Oui et non. Oui parce que toute la population est scolarisée dans de bonnes conditions et peut accéder, si elle le souhaite, à des hautes écoles qui sont parmi les meilleures du monde. Par ailleurs, les jeunes ne s’orientent pas tous vers les hautes écoles et ceux qui ne le font pas bénéficient d’un système d’apprentissage qui fait l’envie du monde entier. Non, parce que cet excellent système comporte des lacunes qu’il serait facile de combler mais qui demeurent béantes, faute d’une vision politique du Conseil fédéral, faute surtout d’un conseiller fédéral en charge de la formation et seulement de la formation.
Pour être concret on peut se pencher sur deux lois récemment discutées au parlement.
La loi sur la formation continue repose sur un principe hautement discutable à savoir que celle-ci est de la responsabilité individuelle. Il n’a pas été possible en commission de noter que les entreprises et les pouvoirs publics sont tout autant intéressés à maintenir le niveau de qualification des travailleurs et, surtout, sont en position d’investir des moyens en temps libre et en finances qui sont hors de portée de l’individu. Le problème est devenu crucial parce que la votation du 9 février nous interdira de puiser dans la main d’œuvre étrangère et parce que le vieillissement de notre population imposera tôt ou tard de prolonger la période d’activité. Or déjà maintenant l’âge moyen de prise de la retraite est inférieur à l’âge de référence, 65 ans, parce que les travailleurs âgés peinent à retrouver un emploi en cas de chômage.
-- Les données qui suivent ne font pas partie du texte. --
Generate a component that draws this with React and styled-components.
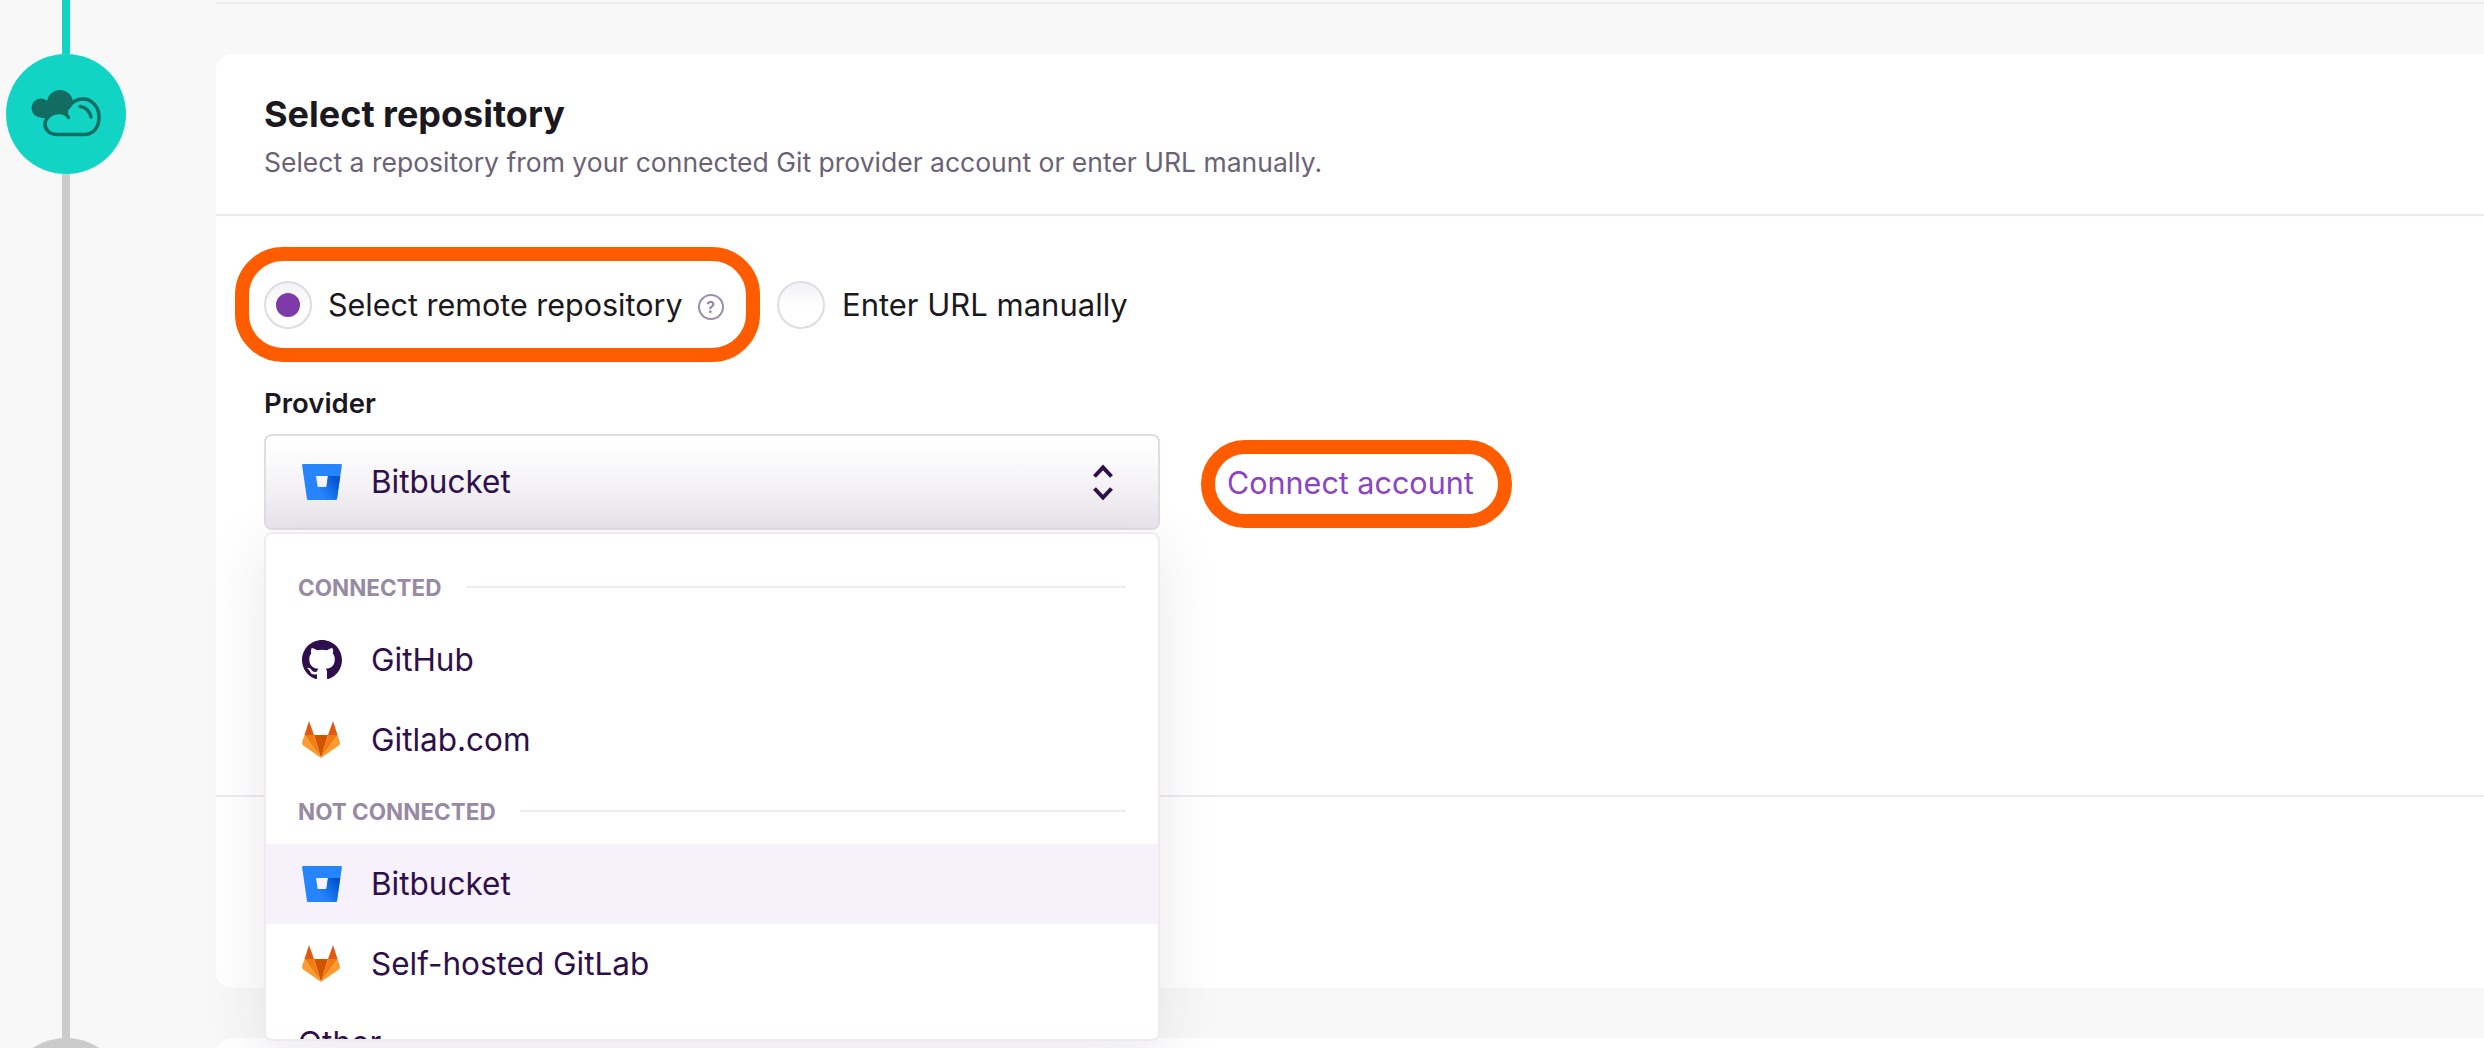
import React from 'react';
import styled, { createGlobalStyle } from 'styled-components';

const GlobalStyle = createGlobalStyle`
  html, body {
    margin: 0;
    padding: 0;
    height: 100%;
    background: #f8f8f8;
  }
  body {
    font-family: Inter, "Noto Sans", sans-serif;
    overflow: hidden;
  }
  * {
    box-sizing: border-box;
  }
`;

const BitbucketIcon = () => (
  <BrandIcon width="40" height="36" viewBox="0 0 40 36">
    <defs>
      <linearGradient id="bb-shade" x1="40" y1="13" x2="19" y2="29" gradientUnits="userSpaceOnUse">
        <stop offset="0.15" stopColor="#0052cc" />
        <stop offset="1" stopColor="#2684ff" />
      </linearGradient>
    </defs>
    <path
      fillRule="evenodd"
      fill="#2684ff"
      d="M1.2 0h37.6c.7 0 1.2.6 1.1 1.3L35 34.8c-.1.7-.7 1.2-1.4 1.2H6.3c-.7 0-1.2-.4-1.3-1.1L.1 1.3C0 .6.5 0 1.2 0zM14 12l1.7 11h8.7L26 12z"
    />
    <path fill="url(#bb-shade)" d="M38.2 12H26l-1.6 11h-8.7L5.4 35.2c.3.5.6.8 1 .8h27.2c.7 0 1.3-.5 1.4-1.2z" />
  </BrandIcon>
);

const GithubIcon = () => (
  <BrandIcon width="40" height="40" viewBox="0 0 16 16">
    <path
      fill="#2e0f4b"
      d="M8 0C3.58 0 0 3.58 0 8c0 3.54 2.29 6.53 5.47 7.59.4.07.55-.17.55-.38 0-.19-.01-.82-.01-1.49-2.01.37-2.53-.49-2.69-.94-.09-.23-.48-.94-.82-1.13-.28-.15-.68-.52-.01-.53.63-.01 1.08.58 1.23.82.72 1.21 1.87.87 2.33.66.07-.52.28-.87.51-1.07-1.78-.2-3.64-.89-3.64-3.95 0-.87.31-1.59.82-2.15-.08-.2-.36-1.02.08-2.12 0 0 .67-.21 2.2.82.64-.18 1.32-.27 2-.27.68 0 1.36.09 2 .27 1.53-1.04 2.2-.82 2.2-.82.44 1.1.16 1.92.08 2.12.51.56.82 1.27.82 2.15 0 3.07-1.87 3.75-3.65 3.95.29.25.54.73.54 1.48 0 1.07-.01 1.93-.01 2.2 0 .21.15.46.55.38A8.013 8.013 0 0016 8c0-4.42-3.58-8-8-8z"
    />
  </BrandIcon>
);

const GitlabIcon = () => (
  <BrandIcon width="40" height="38" viewBox="1 0 40 38">
    <polygon fill="#e0590f" points="8,0 3.5,14 13,14" />
    <polygon fill="#e0590f" points="32,0 27,14 36.5,14" />
    <polygon fill="#cf5500" points="13,14 27,14 20,37" />
    <polygon fill="#f47b10" points="3.5,14 13,14 20,37" />
    <polygon fill="#f47b10" points="27,14 36.5,14 20,37" />
    <polygon fill="#fb9a2e" points="3.5,14 1,21.5 1.6,24 20,37" />
    <polygon fill="#fb9a2e" points="36.5,14 39,21.5 38.4,24 20,37" />
  </BrandIcon>
);

const CloudIcon = () => (
  <svg width="72" height="50" viewBox="0 0 72 50">
    <circle cx="11" cy="19" r="9.5" fill="#126c62" />
    <circle cx="30" cy="14" r="13" fill="#126c62" />
    <rect x="11" y="14" width="27" height="15" fill="#126c62" />
    <path
      d="M38.500 28.500C36.500 25 33 23.500 29.500 23.500 20 23.500 15 30 15 35c0 6 5 10.500 12 10.500h27C63 45.500 69 39 69 28 69 17 61 10 53 10c-7 0-12 4-15 9"
      fill="#11d4c5"
      stroke="#126c62"
      strokeWidth="3.5"
      strokeLinecap="round"
    />
    <path d="M50 17.500c5.500.5 10 4.800 11 10.500" fill="none" stroke="#126c62" strokeWidth="3.500" strokeLinecap="round" />
  </svg>
);

const SortIcon = () => (
  <svg width="22" height="36" viewBox="0 0 22 36">
    <path d="M2.500 12.500L11 3.500l8.500 9M2.500 24.500l8.500 9 8.500-9" fill="none" stroke="#2e0f4b" strokeWidth="4" />
  </svg>
);

const App = () => (
  <>
    <GlobalStyle />
    <Page>
      <Rail>
        <RailLine active />
        <StepCircle active>
          <CloudIcon />
        </StepCircle>
        <RailLine />
        <StepCircle />
      </Rail>
      <Main>
        <PreviousCard />
        <Card>
          <CardHeader>
            <Title>Select repository</Title>
            <Subtitle>Select a repository from your connected Git provider account or enter URL manually.</Subtitle>
          </CardHeader>
          <CardBody>
            <RadioRow>
              <Highlight>
                <RadioOption>
                  <Radio checked />
                  <RadioText>Select remote repository</RadioText>
                  <HelpBadge>?</HelpBadge>
                </RadioOption>
              </Highlight>
              <RadioOption>
                <Radio />
                <RadioText wide>Enter URL manually</RadioText>
              </RadioOption>
            </RadioRow>
            <FieldLabel>Provider</FieldLabel>
            <FieldRow>
              <SelectWrap>
                <SelectTrigger>
                  <BitbucketIcon />
                  <OptionName>Bitbucket</OptionName>
                  <SortSlot>
                    <SortIcon />
                  </SortSlot>
                </SelectTrigger>
                <Menu>
                  <GroupHeading first>
                    <GroupName>CONNECTED</GroupName>
                    <GroupRule />
                  </GroupHeading>
                  <MenuItem>
                    <GithubIcon />
                    <OptionName>GitHub</OptionName>
                  </MenuItem>
                  <MenuItem>
                    <GitlabIcon />
                    <OptionName>Gitlab.com</OptionName>
                  </MenuItem>
                  <GroupHeading>
                    <GroupName>NOT CONNECTED</GroupName>
                    <GroupRule />
                  </GroupHeading>
                  <MenuItem hovered>
                    <BitbucketIcon />
                    <OptionName>Bitbucket</OptionName>
                  </MenuItem>
                  <MenuItem>
                    <GitlabIcon />
                    <OptionName>Self-hosted GitLab</OptionName>
                  </MenuItem>
                  <MenuItem plain>
                    <OptionName plain>Other</OptionName>
                  </MenuItem>
                </Menu>
              </SelectWrap>
              <ConnectHighlight>
                <ConnectLink>Connect account</ConnectLink>
              </ConnectHighlight>
            </FieldRow>
          </CardBody>
          <CardFooter />
        </Card>
        <NextCard />
      </Main>
    </Page>
  </>
);

export default App;

/* Layout */

const Page = styled.div`
  display: flex;
  height: 1048px;
  overflow: hidden;
  background: #f8f8f8;
`;

const Rail = styled.div`
  display: flex;
  flex-direction: column;
  align-items: center;
  flex: 0 0 120px;
  margin: 0 90px 0 6px;
`;

const RailLine = styled.div`
  width: 8px;
  flex: ${props => (props.active ? '0 0 54px' : '0 0 864px')};
  background: ${props => (props.active ? '#11d4c5' : '#cbcbcb')};
`;

const StepCircle = styled.div`
  display: flex;
  align-items: center;
  justify-content: center;
  flex: 0 0 120px;
  width: 120px;
  border-radius: 50%;
  background: ${props => (props.active ? '#11d4c5' : '#cbcbcb')};
`;

const Main = styled.div`
  flex: 1;
  display: flex;
  flex-direction: column;
`;

const PreviousCard = styled.div`
  flex: 0 0 54px;
  border-top: 2px solid transparent;
  background: linear-gradient(#f0eaee, #f0eaee) 0 0 / 100% 2px no-repeat;
`;

const Card = styled.section`
  flex: 0 0 934px;
  display: flex;
  flex-direction: column;
  background: #fff;
  border-radius: 16px 0 0 16px;
`;

const NextCard = styled.div`
  margin-top: 50px;
  flex: 0 0 120px;
  background: #fff;
  border-radius: 16px 0 0 0;
`;

const CardHeader = styled.header`
  flex: 0 0 162px;
  padding: 40px 48px 0;
  border-bottom: 2px solid #f0eaee;
`;

const Title = styled.h2`
  margin: 0;
  font-size: 36px;
  line-height: 40px;
  font-weight: 700;
  color: #1b1820;
`;

const Subtitle = styled.p`
  margin: 12px 0 0;
  font-size: 26.5px;
  line-height: 32px;
  color: #6b6275;
`;

const CardBody = styled.div`
  flex: 0 0 581px;
  padding: 31px 48px 0;
  border-bottom: 2px solid #f0eaee;
`;

const CardFooter = styled.div`
  flex: 1;
`;

/* Radios */

const RadioRow = styled.div`
  display: flex;
  align-items: center;
  gap: 17px;
  margin-left: -29px;
`;

const Highlight = styled.div`
  display: flex;
  align-items: center;
  width: 525px;
  height: 115px;
  padding-left: 15px;
  border: 14px solid #ff5c00;
  border-radius: 48px;
`;

const RadioOption = styled.label`
  display: flex;
  align-items: center;
`;

const Radio = styled.span`
  display: flex;
  align-items: center;
  justify-content: center;
  width: 48px;
  height: 48px;
  border-radius: 50%;
  border: 2px solid #e0dbe4;
  background: linear-gradient(#f3f1f4, #fff 55%);

  &::after {
    content: '';
    display: ${props => (props.checked ? 'block' : 'none')};
    width: 24px;
    height: 24px;
    border-radius: 50%;
    background: #7d3aa8;
  }
`;

const RadioText = styled.span`
  margin-left: ${props => (props.wide ? '17px' : '16px')};
  font-size: ${props => (props.wide ? '31px' : '30.5px')};
  line-height: 36px;
  font-weight: 400;
  color: #1b1820;
`;

const HelpBadge = styled.span`
  display: flex;
  align-items: center;
  justify-content: center;
  width: 26px;
  height: 26px;
  margin: 4px 0 0 15px;
  border-radius: 50%;
  border: 2.5px solid #9a8fa8;
  font-size: 16px;
  font-weight: 600;
  color: #8d8199;
`;

/* Provider field */

const FieldLabel = styled.div`
  margin-top: 25px;
  font-size: 27.5px;
  line-height: 32px;
  font-weight: 600;
  color: #1b1820;
`;

const FieldRow = styled.div`
  display: flex;
  align-items: center;
  gap: 41px;
  margin-top: 15px;
`;

const SelectWrap = styled.div`
  position: relative;
  width: 896px;
`;

const SelectTrigger = styled.div`
  display: flex;
  align-items: center;
  height: 96px;
  padding: 0 44px 0 36px;
  border: 2px solid #e0dbe4;
  border-radius: 8px;
  background: linear-gradient(#fff 8%, #e9e5eb);
`;

const SortSlot = styled.span`
  display: flex;
  margin-left: auto;
`;

const BrandIcon = styled.svg`
  flex: none;
  display: block;
`;

const OptionName = styled.span`
  margin-left: ${props => (props.plain ? '0' : '29px')};
  font-size: 31.5px;
  line-height: 36px;
  color: #2e0f4b;
`;

const Menu = styled.div`
  position: absolute;
  top: 98px;
  left: 0;
  right: 0;
  height: 509px;
  overflow: hidden;
  background: #fff;
  border-radius: 8px;
  border: 2px solid #f0eaee;
  box-shadow: 0 16px 64px rgba(46, 15, 75, 0.1);
`;

const GroupHeading = styled.div`
  display: flex;
  align-items: center;
  gap: 24px;
  height: ${props => (props.first ? '86px' : '64px')};
  padding: ${props => (props.first ? '20px' : '0')} 32px ${props => (props.first ? '0' : '2px')};
`;

const GroupName = styled.span`
  font-size: 22.5px;
  font-weight: 700;
  color: #978aa3;
`;

const GroupRule = styled.span`
  flex: 1;
  height: 2px;
  background: #f0eaee;
`;

const MenuItem = styled.div`
  display: flex;
  align-items: center;
  height: 80px;
  padding: ${props => (props.plain ? '0 32px 3px' : '0 36px')};
  background: ${props => (props.hovered ? '#f7f1fc' : '#fff')};
`;

const ConnectHighlight = styled.div`
  display: flex;
  align-items: center;
  width: 311px;
  height: 88px;
  margin-top: 4px;
  padding: 0 0 3px 12px;
  border: 14px solid #ff5c00;
  border-radius: 44px;
`;

const ConnectLink = styled.a`
  font-size: 30.5px;
  line-height: 36px;
  font-weight: 400;
  color: #8a44c4;
`;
L’autre loi en question est celle sur les bourses d’étude, qui est le prototype d’une coquille vide. En ce sens qu’elle énonce pesamment les conditions formelles selon lesquelles un jeune doit se conformer s’il veut postuler. En sens inverse, il n’y a pas de contraintes pour aboutir à une harmonisation matérielle de la valeur de ces bourses, qui sont attribuées par les cantons dans une grande disparité. Et donc on peut en conclure que des jeunes soucieux de se former ne le peuvent parce que leurs familles n’en ont pas les moyens, c’est-à-dire un investissement de l’ordre de 20 000 CHF par an. D’où la nécessité pour beaucoup d’étudiants de travailler en parallèle à leurs études au détriment de celles-ci. Si on réfléchit à l’esprit qui anime ces deux lois, la Suisse privilégie toujours l’accès aux études et à la formation continue à une élite. Elle n’exploite toutes ces ressources en matière grise dont on répète à chaque discours que c’est sa seule ressource naturelle.
Par ailleurs lorsque des jeunes accèdent aux hautes écoles, ils proviennent de 26 systèmes différents de formation, ce qui pose des problèmes sérieux aux enseignants chargés de donner cours à un auditoire hétérogène. Comme il existe des cantons – Fribourg et Valais pour la Suisse romande – qui font de meilleurs résultats systématiquement que les autres lors de l’enquête PISA, on doit en déduire que ces autres ne font pas tout ce qu’ils pourraient.
Un effort est consenti pour harmoniser la formation obligatoire et post-obligatoire dans le cadre du projet Harmos. Mais celui-ci est géré par la CDIP composée des directeurs de l’instruction publique de tous les cantons. Il s’agit donc d’un gouvernement d’assemblée, enclin à s’aligner sur les cantons les moins exigeants. A titre d’exemple démonstratif, l’enseignement de la trigonométrie n’est pas obligatoire.
Au bilan, c’est donc oui et non ou plutôt ni oui, ni non, bien au contraire, Faute d’une direction nationale les efforts restent dispersés et inférieurs aux possibilités. D’une façon ou d’une autre, il faudra affaiblir le respect du fédéralisme dans un projet qui conditionne notre avenir tout autant que l’infrastructure des transports ou la fourniture d’énergie. En matière de formation et de recherche, le but n’est pas d’être simplement bon : il est d’être sinon le meilleur, ou du moins parmi les meilleurs. On attend donc un ou une leader charismatique qui sortira la Suisse de cette gestion par un gouvernement d'assemblée aligné sur le moins-disant.